At this point I was more interested in helping him out than I was in acquiring more bottles of cleaning fluid for my mother. Telling the customer his share of the revenue was by design. The salesman banked on the fact that a hardworking door-to-door salesman deserved a break.

I had a lot of questions.

I assume he was 100% commission based. Had he attended a training program to build his scripts? Did he build them alone or did the company provide scripts? Did the trainer overtly make clear that you had to talk fast and have a few non sequiturs, like the KKK line to pique interest? Was it is intention to make the customer curious about you, because half of them would make a purchase to support you, not because they wanted the product? Is that the reason to go to nicer neighborhoods? People may not be more charitable but at least they have more to be charitable with. Where did he live? How much did he make? How much thinking when into his dress. A tie paired with a scruffy, schoolboy outfit. Was it all considered, or was it all he had?

If it wasn’t all by design, it should have been. To sum up my curiosity, I wondered how much of his presentation was deliberate, how much was instinct, and how much was random.

I imagined him at some seedy bar after work; a place that knew him. He didn’t drink there everyday. He was disciplined. His ample and entertaining memorized scripts were testament to that. He only went to the bar after a good day (or maybe a bad day), or maybe only on Fridays. He had his trademark drink, a Seven and Seven maybe, and chatted with the bartender with stories of his day. Perhaps on an interesting day, he regaled several of the regulars as well, who clapped him on his slight shoulder at story’s end and retired to their corners.

He started to repeat himself and I interrupted him. I was torn between my growing curiosity about his job, his training and his life, and getting back to the rest of my afternoon.

“Look.” I said. “My mom is moving soon and she doesn’t need any more bottles of stuff. I looked him in the eye. I’m not going to buy anything today.” I was looking at him when I started the sentence, I was I looking down at the threshold as I finished it.

“I won’t take any more of your day then,” he said quickly. I looked up. He was gone.

He moved so quickly I was surprised. Part of his strategy too? Not to attack a retreating client. Part of me wanted to say, “Wait. I have questions.” I wondered how many people do call out, “wait!” or “hang on” or “come back!” Their expression of no interest a rebuke that is followed by a wave of sympathy. (Once you’ve beckoned him back, you sort of have to buy something.) The rapid exit was a practiced part of his technique, I think. A polite, unexpected and abrupt one, but that was exactly the point.

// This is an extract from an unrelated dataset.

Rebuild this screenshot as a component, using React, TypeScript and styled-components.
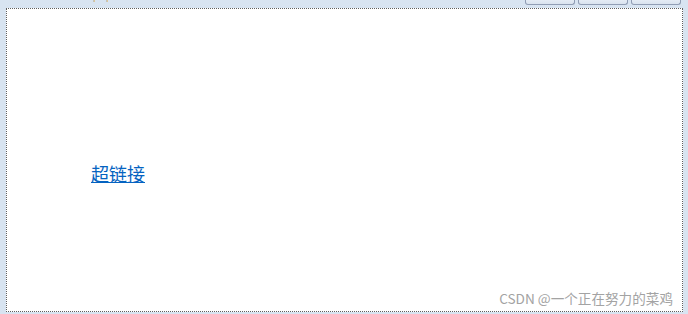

Or maybe my statement of a lack of intention to buy was a clear signal, based on his experience, that he was wasting his time, and he might as well move along to the next door. In his mind I had ended the conversation, and he was taking away the entertainment. I don’t know.

I let him go.

I’ll be back in Santa Fe in July for a family visit with my mom before she moves. I hope he shows up again at my mother’s door. We’ll have lots to talk about.